Aristotle, the Greek philosopher, student of Plato, teacher of Alexander, is considered the fountainhead of the Western approach to narratives. His ‘poetics’ looks at narratives very intellectually, focusing on one character, the hero and his transformation following a dramatic event. Here, storytelling begins by paying attention to the idea, which is expressed through plot and character. The audience watches this, identifies with the character, and experiences catharsis, a purging of their own bottled up emotions. Thus, the journey is from the head to the heart.
Bharata composed the Natyashastra probably around the same time as Aristotle. He too was interested in theatre as a medium. However, there is a fundamental difference between Aristotle’s Poetics and Bharata’s Natyashastra. Bharata focuses more on sensations (rasa) evoked in the audience, and emotions (bhava) of the performer, and less on the story itself. The expressions, posture and gestures of the performer need to be rooted in a particular emotion (bhava) so that it evokes an aesthetic sensory experience (rasa) in the audience. Here, the journey is from the heart to the head.
The Western way of storytelling therefore, focuses on one character, one plot, one transformation, and one dominant emotion. In complex storytelling, multiple such linear story lines are woven together into a tapestry. Here, the idea matters and through the idea one emotion rises and falls. We see this in Shakespeare’s plays: the hesitation of Hamlet, the romance of Romeo and Juliet, the impatient passion of Othello. Each of these plays has a clear story, with a distinct emotion.
By contrast, in the Indian way of storytelling the point is to nourish the audience with a whole range of sensations and emotions. At the end of story, has the viewer experienced joy, anger, pleasure, hatred, love, compassion, sorrow? Here, the idea does not matter as much. When we think of Ram or Krishna, or Shiva, an emotion is evoked, and the whole purpose of their sagas is to reinforce that emotion. As in an Indian thali, where there are different flavours, the rasa associated with Ram becomes distinct and gets amplified because of other rasas evoked by other characters of the Ramayana such as Lakshman, Sita, Hanuman and Ravana.
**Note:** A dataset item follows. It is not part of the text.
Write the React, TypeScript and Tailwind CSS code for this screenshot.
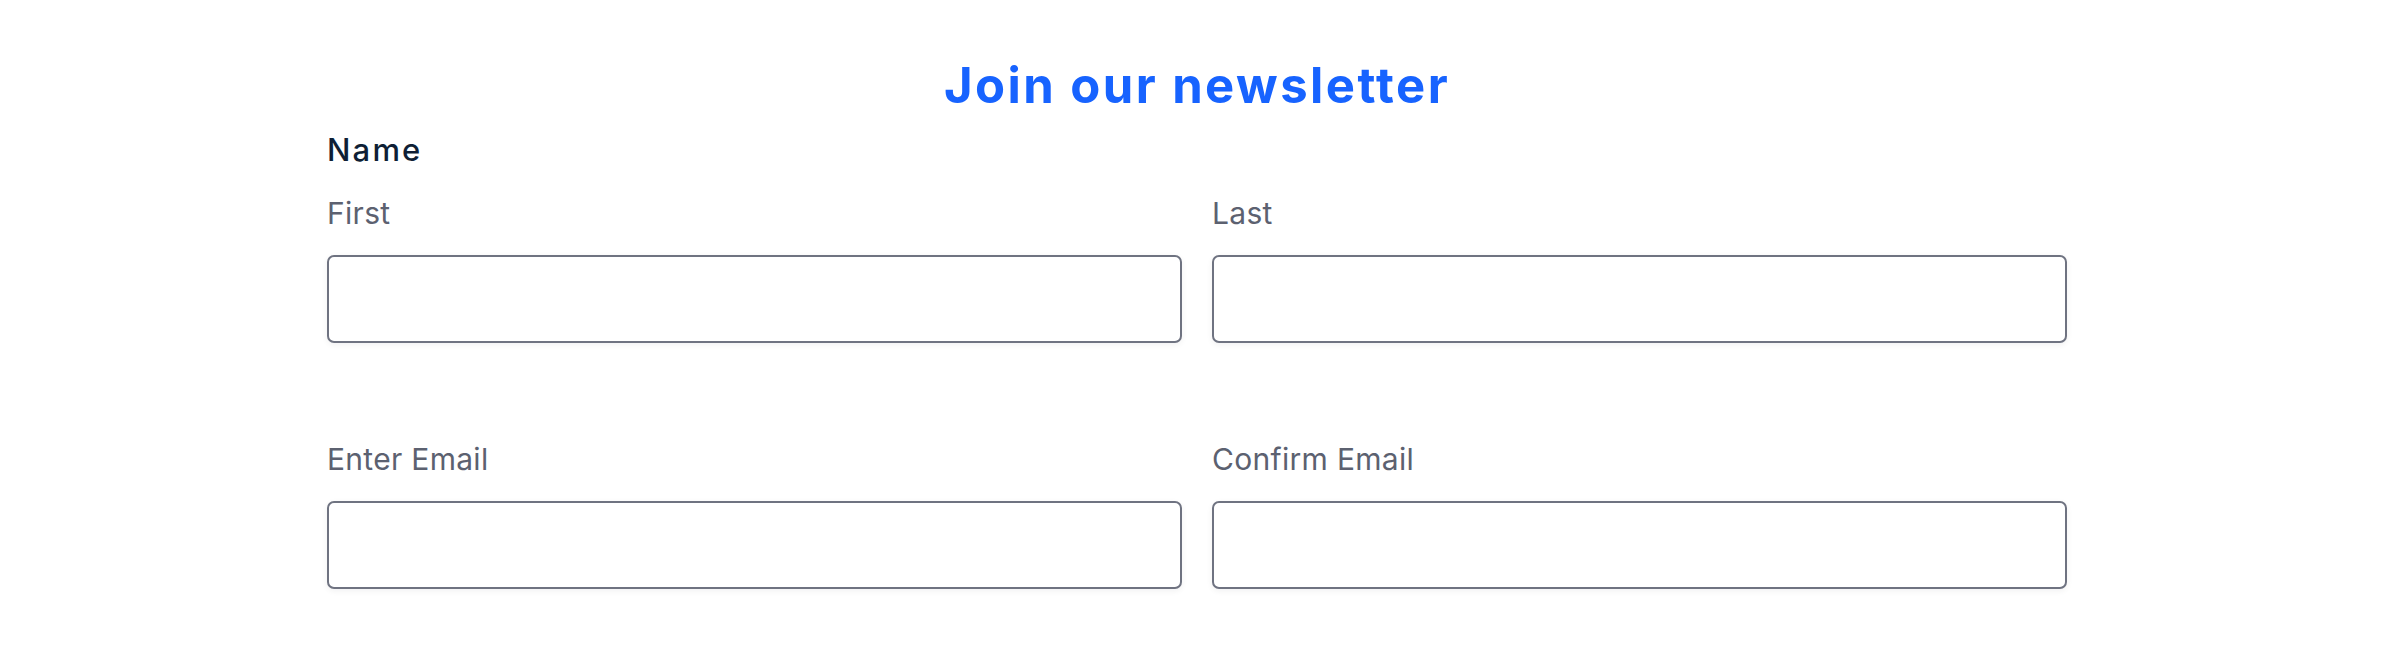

Hollywood films, not surprisingly, are famous for great plots and characters. Bollywood films, by contrast, are more known for the songs, the dance, the colour, their operatic style, their melodrama, where plot and character are afterthoughts. In a Hollywood film, what matters is the pace and build-up to the climax. In a Bollywood film, what matters is the rush of sensations and emotions, so there is no discomfort with disjointed stories or irrational plots. In Western storytelling the actor is a container of an idea. In Indian storytelling, the actor is a vessel who nourishes the audience with rasa.